Sohrab Sepehri (1928-1980) was one of Iran’s foremost modernist writers. A painter as well as a poet, a student of Buddhist as well as Islamic thought, in his mature work Sepehri eschewed traditional poetic form in favor of a lean but playful free verse where he merged world with word, the leaves of his childhood landscape with the leaves of his books. Sepehri travelled extensively (to Europe, to Tokyo, to New York), translating French, English, Japanese, and Sanskrit poetry, but his imagination always returned to his childhood years in Kashan: “I am a native of Kashan,” goes the refrain of his long poem, “Water’s Footfall.” If Walt Whitman compared a blade of grass to “the handkerchief of the Lord,” Sepehri claimed that the wind was his call to prayer, the cypress tree his minaret, and the grass his prayer rug, and it was perhaps with this expanded definition of worship in mind that he penned what has become his most famous line: “I’m a Muslim.”

In an English context, Sepehri’s poetry brings to mind not only Whitman’s grass, but Marianne Moore’s amphibians. While Moore felt that her poems should be “imaginary gardens with real toads in them,” Sepehri lamented that “there are no fish in my inkwell.” It is this old gap, between consciousness and nature, between language and its object of representation, that the three poems included here attempt to bridge. Though Sepehri’s language is almost deceptively simple, one of his main devices for this kind of bridging between the two worlds of language and nature is the device that is also, notoriously, the bane of translation: wordplay — particularly the kind of wordplay that goes beyond mere pun into metaphor, that attempts to make a coincidence in language into a relation in thought.

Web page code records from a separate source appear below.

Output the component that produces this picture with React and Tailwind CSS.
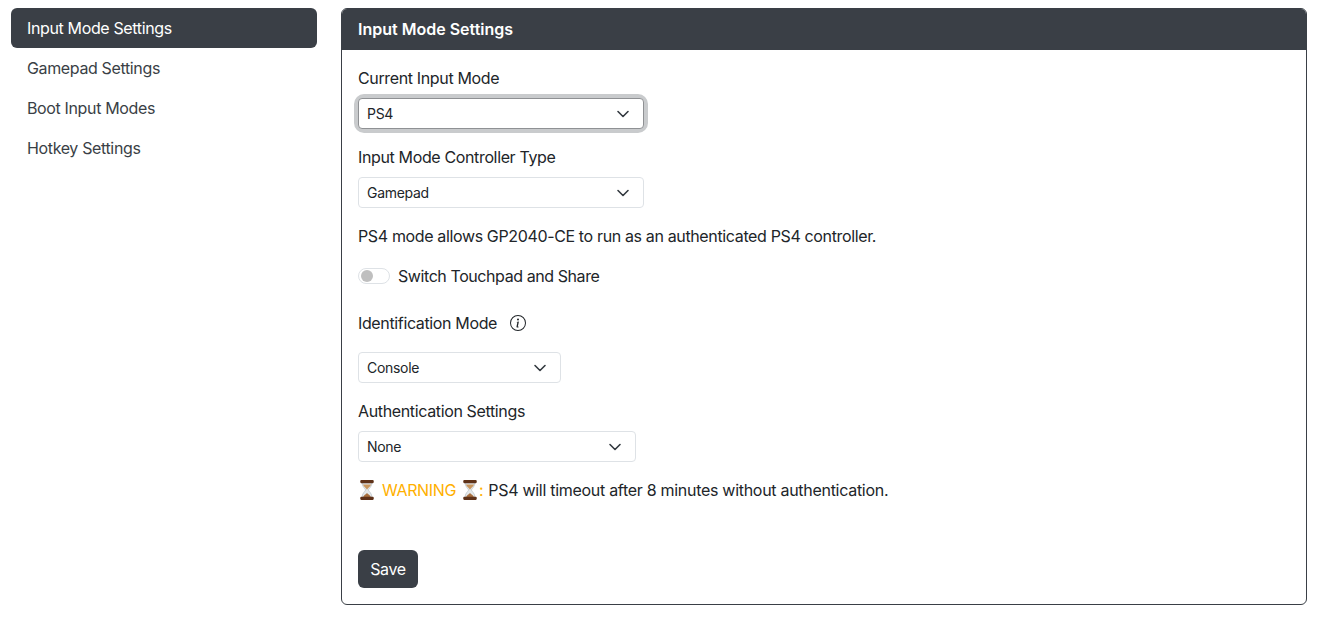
const FONT = "font-['Inter','Liberation_Sans',sans-serif]";

const navItems = ["Input Mode Settings", "Gamepad Settings", "Boot Input Modes", "Hotkey Settings"];

const Hourglass = () => (
  <svg viewBox="0 0 20 24" className="w-[18px] h-[22px] shrink-0" aria-hidden="true">
    <path d="M4.500 4h11c0 4.500-3.500 6.300-4 8 .5 1.700 4 3.500 4 8h-11c0-4.500 3.500-6.300 4-8-.5-1.700-4-3.500-4-8z" fill="#e4e9ec" stroke="#a9b2b8" strokeWidth=".6" />
    <path d="M5.500 6h9c-.6 2.500-3.700 3.900-4.500 5.800-.8-1.900-3.900-3.300-4.500-5.800z" fill="#c9975f" />
    <path d="M5.800 19.700c.6-2.300 3-2.700 4.200-4.400 1.200 1.700 3.600 2.100 4.200 4.400z" fill="#a86f3e" />
    <rect x="2.500" y="1" width="15" height="3.400" rx="1.200" fill="#5f3219" />
    <rect x="2.500" y="19.600" width="15" height="3.400" rx="1.200" fill="#5f3219" />
  </svg>
);

const Select = ({ value, width, focused }) => (
  <div className={`relative ${width}`}>
    <select
      defaultValue={value}
      className={`block w-full h-[31px] appearance-none bg-white border rounded-[4px] pl-2 pr-9 text-[14px] tracking-[-0.3px] text-[#212529] outline-none ${focused ? "border-[#8f9194]" : "border-[#dee2e6]"}`}
    >
      <option>{value}</option>
    </select>
    <svg viewBox="0 0 16 16" className="absolute right-[13px] top-[8px] w-4 h-4 pointer-events-none" fill="none" stroke="#343a40" strokeWidth="1.600" strokeLinecap="round" strokeLinejoin="round">
      <path d="m3 5.500 5 5 5-5" />
    </svg>
  </div>
);

export default function App() {
  return (
    <div className={`${FONT} bg-white text-[#212529] text-[16px] leading-6 tracking-[-0.36px] h-[619px] overflow-hidden flex items-start pt-2 pl-[11px] pr-3 gap-6`}>
      {/* Sidebar */}
      <nav className="w-[306px] shrink-0 flex flex-col">
        {navItems.map((item, i) => (
          <a
            key={item}
            href="#"
            className={`h-10 px-4 flex items-center rounded-md ${i === 0 ? "bg-[#3a3f46] text-white" : "text-[#3a3f46]"}`}
          >
            {item}
          </a>
        ))}
      </nav>

      {/* Card */}
      <div className="flex-1 h-[597px] border border-[#3a3f46] rounded-md overflow-hidden flex flex-col">
        <div className="h-[41px] shrink-0 bg-[#3a3f46] text-white font-semibold tracking-normal px-4 pb-[2px] flex items-center">
          Input Mode Settings
        </div>
        <div className="px-4 flex flex-col items-start">
          <label className="mt-4 mb-2">Current Input Mode</label>
          <div className="rounded-[6px] ring-4 ring-[#c9cbcd]">
            <Select value="PS4" width="w-[286px]" focused />
          </div>

          <label className="mt-4 mb-2">Input Mode Controller Type</label>
          <Select value="Gamepad" width="w-[286px]" />

          <p className="mt-4">PS4 mode allows GP2040-CE to run as an authenticated PS4 controller.</p>

          <div className="mt-4 flex items-center gap-2">
            <span className="w-8 h-4 rounded-full border border-[#dee2e6] bg-white flex items-center pl-[2px]">
              <span className="w-3 h-3 rounded-full bg-[#bfbfbf]" />
            </span>
            <span className="tracking-[-0.42px]">Switch Touchpad and Share</span>
          </div>

          <div className="mt-[23px] flex items-center gap-[13px]">
            <span>Identification Mode</span>
            <svg viewBox="0 0 16 16" className="w-4 h-4" fill="#212529">
              <path d="M8 15A7 7 0 1 1 8 1a7 7 0 0 1 0 14zm0 1A8 8 0 1 0 8 0a8 8 0 0 0 0 16z" />
              <path d="m8.930 6.588-2.290.287-.082.380.450.083c.294.070.352.176.288.469l-.738 3.468c-.194.897.105 1.319.808 1.319.545 0 1.178-.252 1.465-.598l.088-.416c-.200.176-.492.246-.686.246-.275 0-.375-.193-.304-.533L8.930 6.588zM9 4.500a1 1 0 1 1-2 0 1 1 0 0 1 2 0z" />
            </svg>
          </div>

          <div className="mt-[17px]">
            <Select value="Console" width="w-[203px]" />
          </div>

          <label className="mt-4 mb-2">Authentication Settings</label>
          <Select value="None" width="w-[278px]" />

          <p className="mt-4 flex items-center">
            <Hourglass />
            <span className="ml-[6px] text-[#ffb000]">WARNING</span>
            <span className="ml-[5px]"><Hourglass /></span>
            <span className="text-[#ffb000]">:</span>
            <span className="ml-[5px] tracking-[-0.29px]">PS4 will timeout after 8 minutes without authentication.</span>
          </p>

          <button className="mt-[48px] h-[38px] w-[60px] rounded-md bg-[#3a3f46] text-white">Save</button>
        </div>
      </div>
    </div>
  );
}
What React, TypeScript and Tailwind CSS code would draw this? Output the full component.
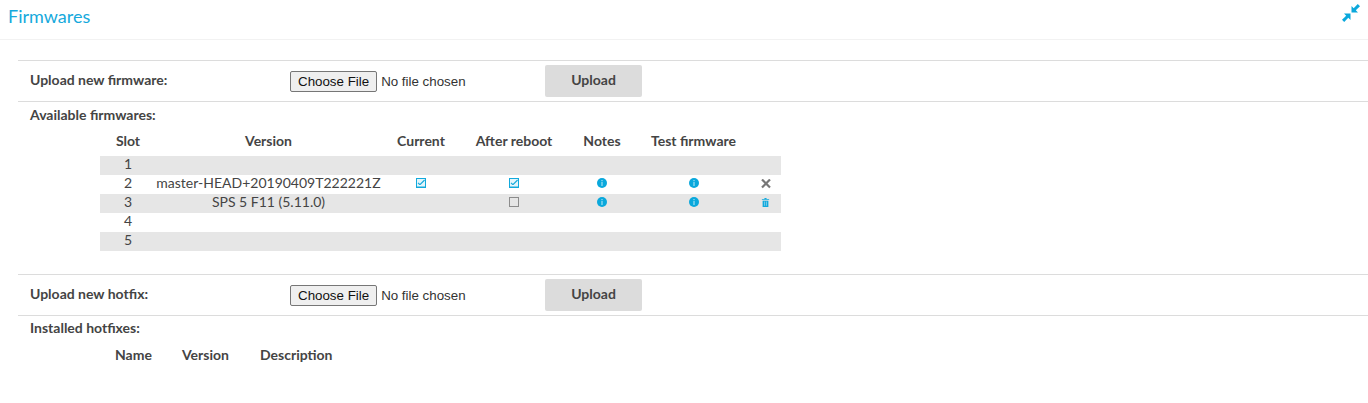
import type { ReactNode } from "react"

function UploadRow({ label }: { label: string }) {
  return (
    <div className="flex h-[42px] items-center border-y border-[#dcdcdc] pl-3">
      <label className="w-[260px] pb-[2px] text-sm font-bold text-[#444]">{label}</label>
      <input
        type="file"
        className="w-[255px] font-['Liberation_Sans',sans-serif] text-[13.333px] text-[#333] file:mr-[4px] file:h-[21px] file:rounded-[2px] file:border file:border-[#767676] file:bg-[#efefef] file:px-[7px] file:text-[#111]"
      />
      <button className="h-8 w-[97px] rounded-[2px] bg-[#dcdcdc] pb-[2px] text-sm font-bold text-[#444]">Upload</button>
    </div>
  )
}

function Icon({ size = 10, className = "mt-[3px]", children }: { size?: number; className?: string; children: ReactNode }) {
  return (
    <div className={className}>
      <svg viewBox="0 0 10 10" width={size} height={size} className="mx-auto block">
        {children}
      </svg>
    </div>
  )
}

function Checkbox({ checked }: { checked?: boolean }) {
  if (checked) {
    return (
      <Icon>
        <rect x="0.5" y="0.5" width="9" height="9" fill="#e3f5fb" stroke="#12a9dc" />
        <path d="M1 8h8v1H1z" fill="#7fd0ec" />
        <path d="M2 4.8l1.9 1.9L8.6 2" fill="none" stroke="#12a9dc" strokeWidth="1.1" />
        <path d="M3 7l1 1 1-1" fill="none" stroke="#fff" strokeWidth="0.8" />
      </Icon>
    )
  }
  return (
    <Icon>
      <rect x="0.5" y="0.5" width="9" height="9" fill="none" stroke="#8c8c8c" />
    </Icon>
  )
}

function InfoDot() {
  return (
    <Icon>
      <circle cx="5" cy="5" r="5" fill="#0aa8dc" />
      <rect x="4.4" y="2" width="1.2" height="1.2" fill="#9fdff3" />
      <rect x="4.4" y="4" width="1.2" height="4" fill="#9fdff3" />
    </Icon>
  )
}

const rows = [
  { slot: 1 },
  { slot: 2, version: "master-HEAD+20190409T222221Z", current: true, reboot: true, action: "remove" },
  { slot: 3, version: "SPS 5 F11 (5.11.0)", reboot: false, action: "delete" },
  { slot: 4 },
  { slot: 5 },
]

export default function App() {
  return (
    <div className="min-h-[403px] bg-white font-['Lato',sans-serif] text-[#444]">
      <header className="flex h-10 items-start justify-between border-b border-[#f2f2f2] pr-2 pl-2">
        <h1 className="pt-1 text-lg leading-6 text-[#16a9dc]">Firmwares</h1>
        <svg viewBox="0 0 18 18" className="mt-1 h-[18px] w-[18px] fill-[#0aa8dc]">
          <path d="M9.5 2v6.5H16l-2.2-2.2L18 2.2 15.8 0l-4.1 4.2zM8.5 16V9.5H2l2.2 2.2L0 15.8 2.2 18l4.1-4.2z" />
        </svg>
      </header>

      <main className="pt-5 pl-[18px]">
        <UploadRow label="Upload new firmware:" />
        <section className="h-[172px]">
          <h2 className="pt-1 pl-3 text-sm leading-[18px] font-bold">Available firmwares:</h2>
          <table className="mt-2 ml-[82px] w-[681px] table-fixed text-center text-sm">
            <colgroup>
              <col className="w-[56px]" />
              <col className="w-[225px]" />
              <col className="w-[80px]" />
              <col className="w-[106px]" />
              <col className="w-[70px]" />
              <col className="w-[113px]" />
              <col className="w-[31px]" />
            </colgroup>
            <thead>
              <tr className="h-6 align-top leading-[18px]">
                <th>Slot</th>
                <th>Version</th>
                <th>Current</th>
                <th>After reboot</th>
                <th>Notes</th>
                <th>Test firmware</th>
                <th></th>
              </tr>
            </thead>
            <tbody>
              {rows.map((row) => (
                <tr key={row.slot} className="h-[19px] align-top leading-[15px] odd:bg-[#e6e6e6]">
                  <td>{row.slot}</td>
                  <td className="whitespace-nowrap">{row.version}</td>
                  <td>{row.current && <Checkbox checked />}</td>
                  <td>{row.version && <Checkbox checked={row.reboot} />}</td>
                  <td>{row.version && <InfoDot />}</td>
                  <td>{row.version && <InfoDot />}</td>
                  <td>
                    {row.action === "remove" && (
                      <Icon className="mt-1">
                        <path d="M1 0.5l8 8M9 0.5l-8 8" stroke="#777" strokeWidth="2.2" />
                      </Icon>
                    )}
                    {row.action === "delete" && (
                      <Icon size={9} className="mt-1">
                        <path d="M3.8 0h2.4v1H9v1H1V1h2.8z" fill="#12a9dc" />
                        <path d="M1.8 3h6.4v7H1.8z" fill="#12a9dc" />
                        <path d="M3.5 4h1v4.5h-1zM5.5 4h1v4.5h-1z" fill="#7fd0ec" />
                      </Icon>
                    )}
                  </td>
                </tr>
              ))}
            </tbody>
          </table>
        </section>
        <UploadRow label="Upload new hotfix:" />
        <section>
          <h2 className="pt-[3px] pl-3 text-sm leading-[18px] font-bold">Installed hotfixes:</h2>
          <div className="mt-[9px] flex pl-[97px] text-sm leading-[18px] font-bold">
            <span className="w-[67px]">Name</span>
            <span className="w-[78px]">Version</span>
            <span>Description</span>
          </div>
        </section>
      </main>
    </div>
  )
}
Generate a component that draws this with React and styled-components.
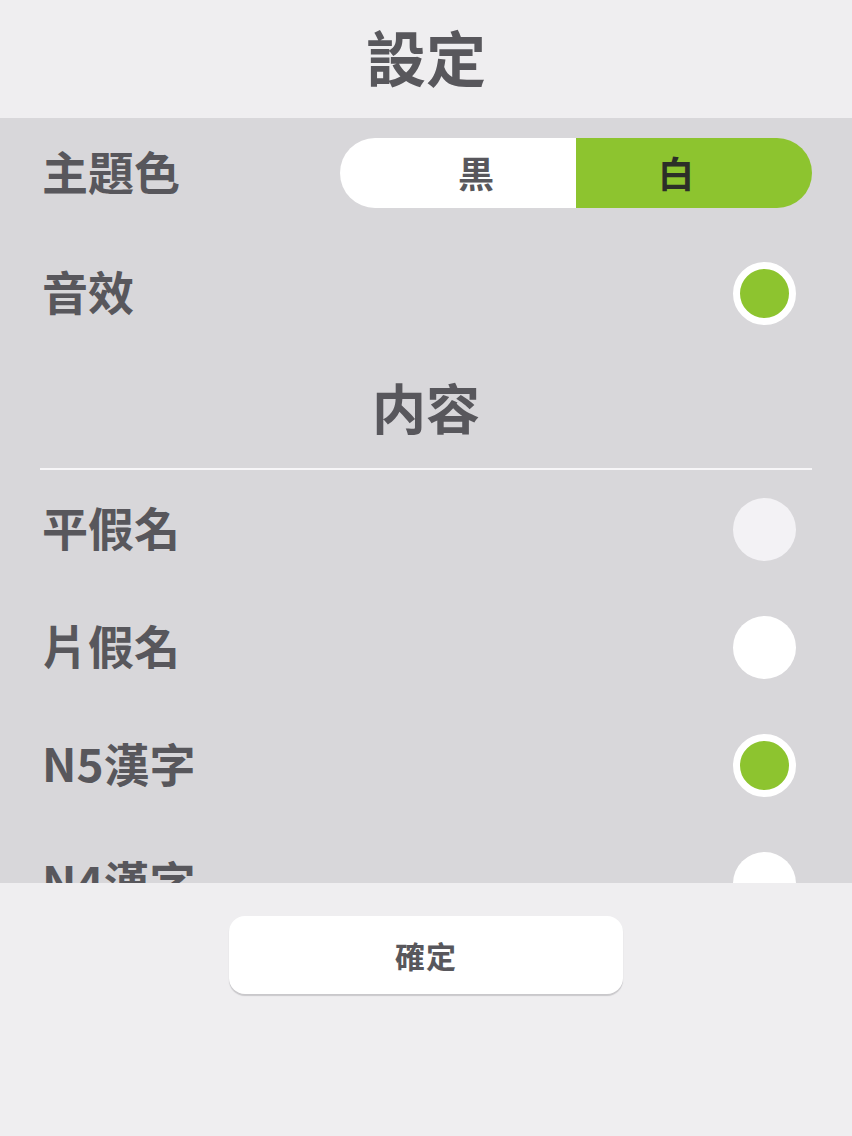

When I have been able, I have tried to find an equivalent in English — as in “plot” used to refer both to a storyline and the bed of a garden. But often, I have had to “spell out” Sepehri’s wordplay by translating what in the Persian was an analogy covert in a pun as, in English, an overt metaphor or simile, while pruning the poem elsewhere in order to preserve Sepehri’s economy of language.

Perhaps this means there’s some fishiness in my inkwell — for which, dear Sohrab, forgive me.